In altre parole, la natura pertinenziale è riferibile soltanto ad opere di modesta entità ed accessorie rispetto a quella principale, e non anche a opere che, dal punto di vista delle dimensioni e della funzione, si connotano per una propria autonomia rispetto a quella considerata principale e non siano coessenziali alla stessa (sul punto si veda, Cons. Stato, Sez.
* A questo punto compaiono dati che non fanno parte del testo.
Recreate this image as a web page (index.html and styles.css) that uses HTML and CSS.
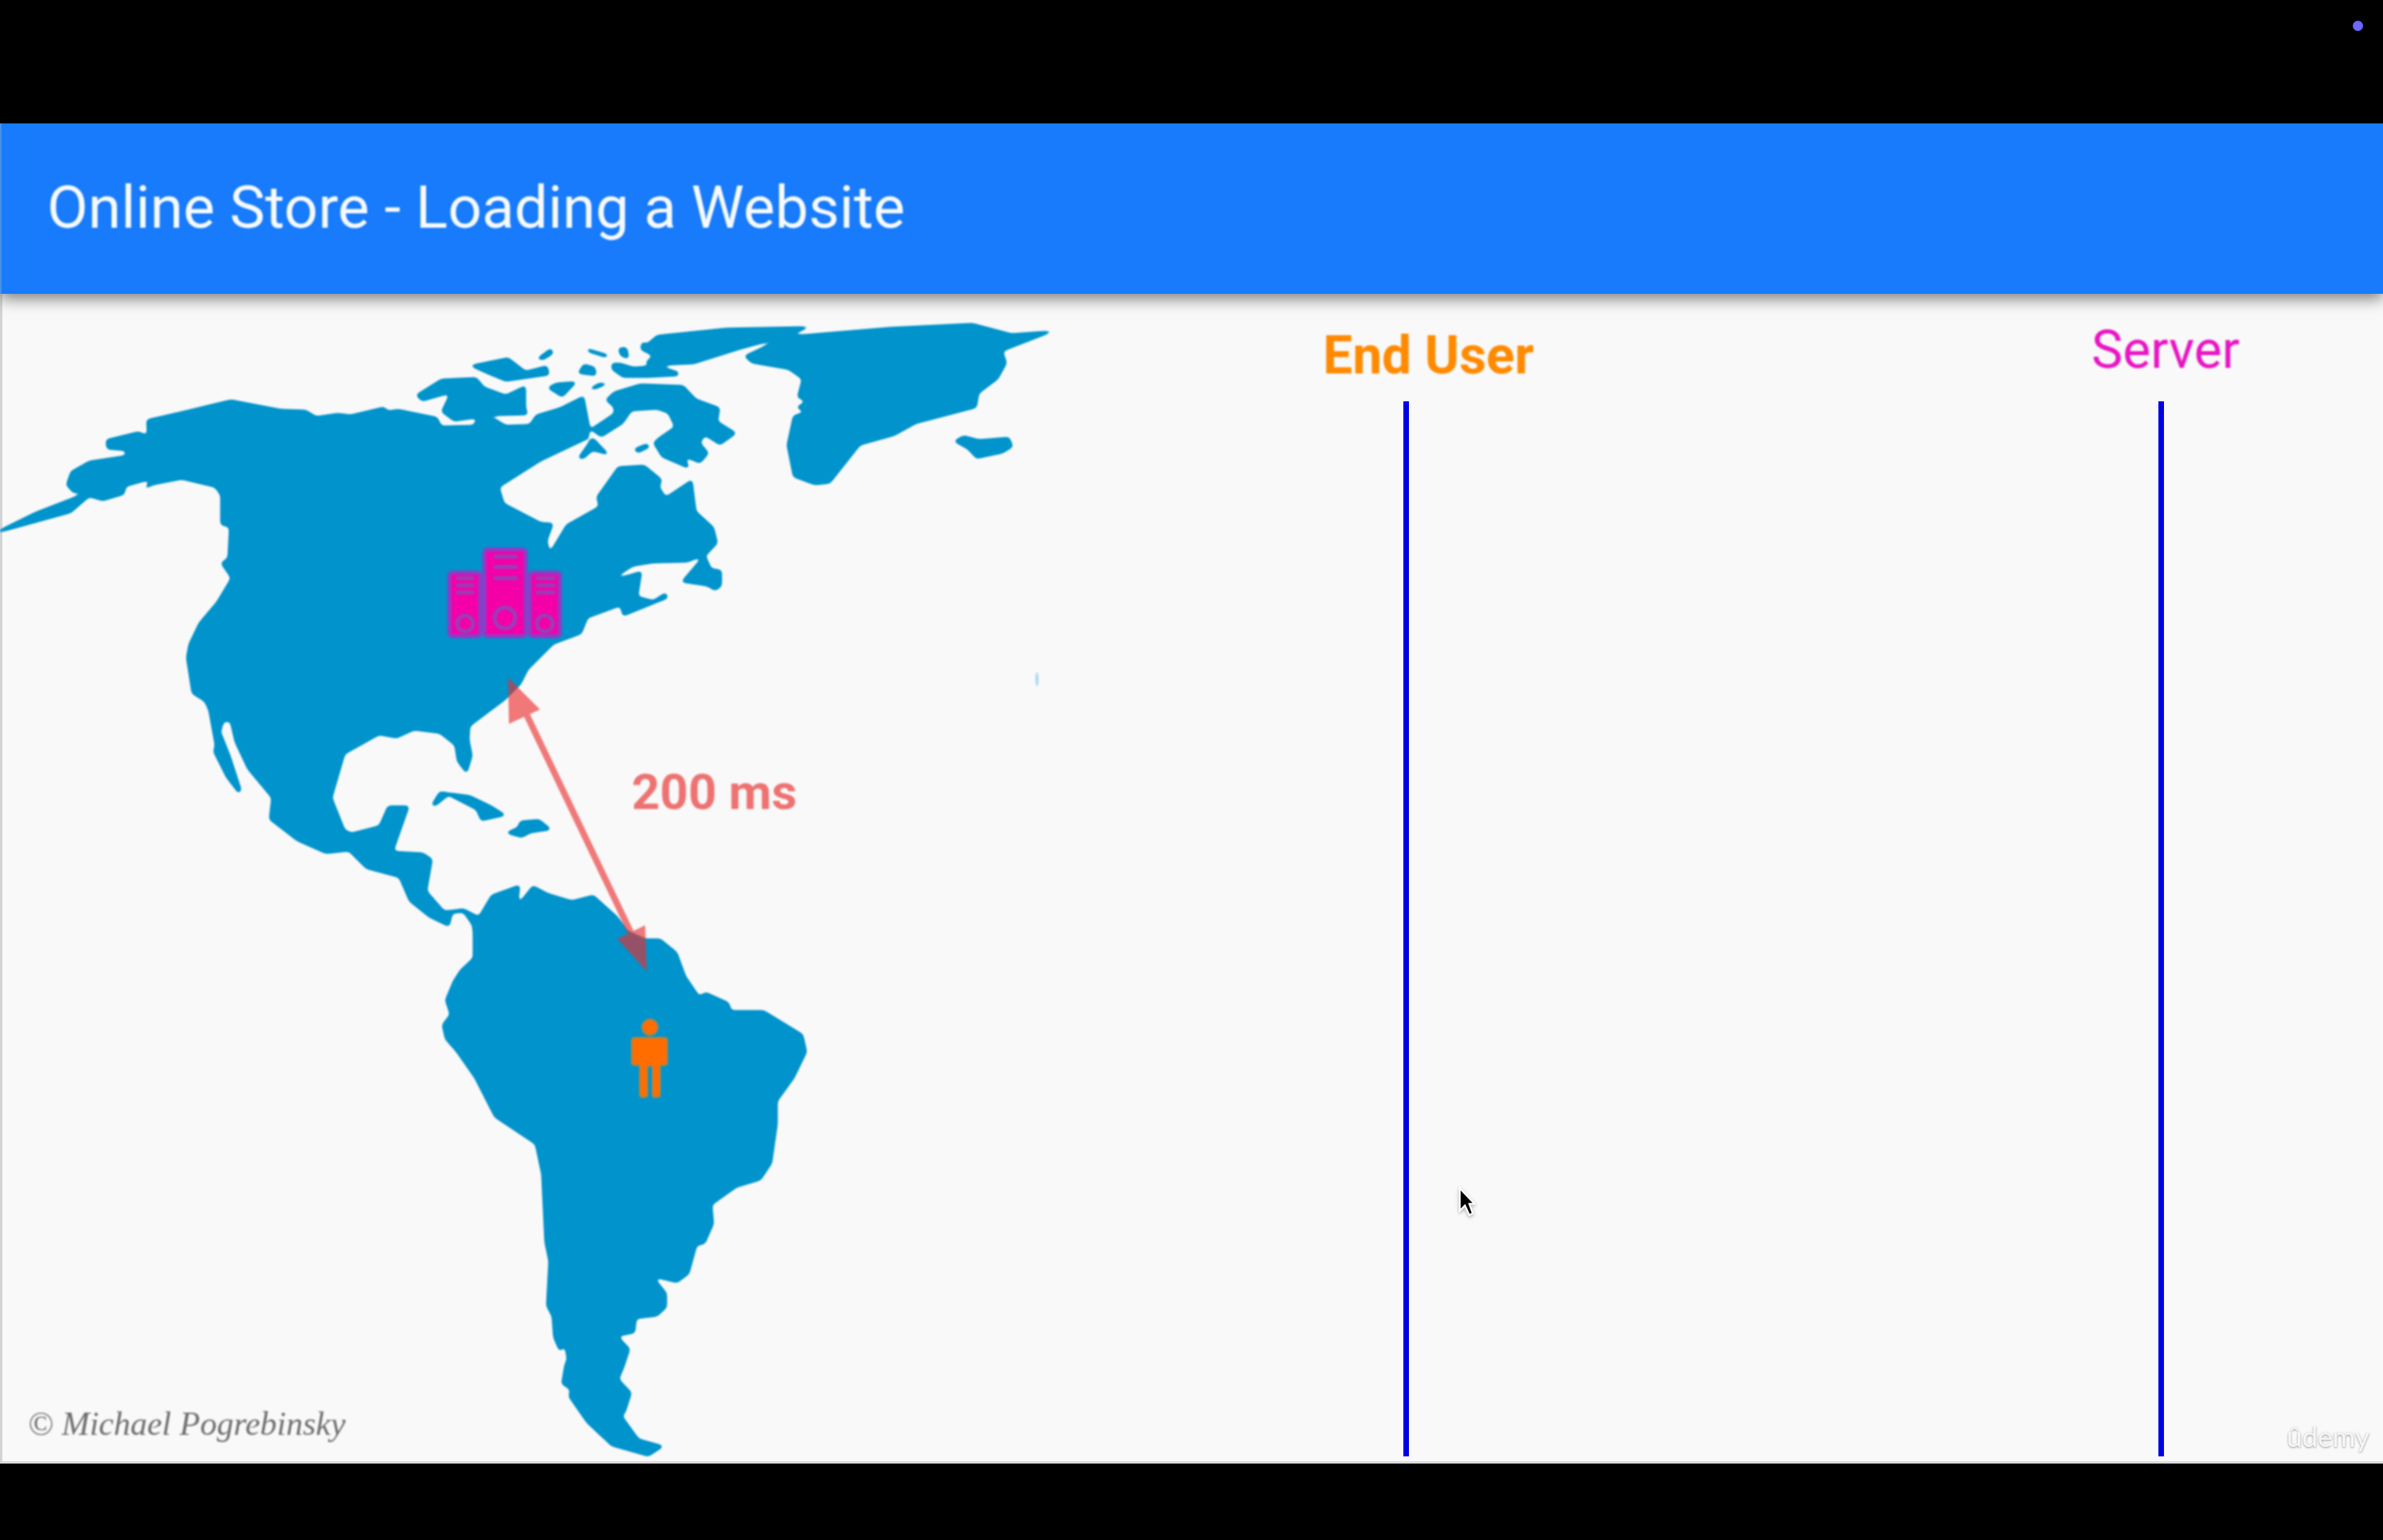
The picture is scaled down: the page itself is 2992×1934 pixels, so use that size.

VI, 14 marzo 2023, n. 2629).
Mancata applicabilità del condono della veranda
I Giudici del Consiglio di Stato smentiscono inoltre anche la tesi sostenuta dal ricorrente circa la possibilità del condono dell’opera realizzata.
Difatti, come previsto dall’art. 32, comma 27, lett. d), D.L. n. 269/2003, le opere abusive non sono suscettibili di sanatoria, qualora siano state realizzate su immobili soggetti a vincoli imposti sulla base di leggi statali e regionali, a tutela degli interessi idrogeologici e delle falde acquifere, dei beni ambientali e paesistici, nonché dei parchi e delle aree protette nazionali, regionali e provinciali qualora istituiti prima della esecuzione di dette opere, in assenza o in difformità del titolo abilitativo edilizio, e non conformi alle norme urbanistiche e alle prescrizioni degli strumenti urbanistici.
A nulla vale inoltre il richiamo della giurisprudenza, la quale se da un lato ha previsto la possibilità del condono edilizio di opere abusivamente realizzate in aree sottoposte a specifici vincoli, dall’altro ha comunque ritenuto che ciò fosse possibile esclusivamente in relazione agli interventi di minore rilevanza indicati ai numeri 4, 5 e 6 dell’allegato 1 del cit. D.L. 30.9.2003, n. 269 (restauro, risanamento conservativo e manutenzione straordinaria), non essendo in alcun modo suscettibili di sanatoria le opere abusive se, come avvenuto nel caso di specie, l’area è sottoposta a vincolo di inedificabilità relativa.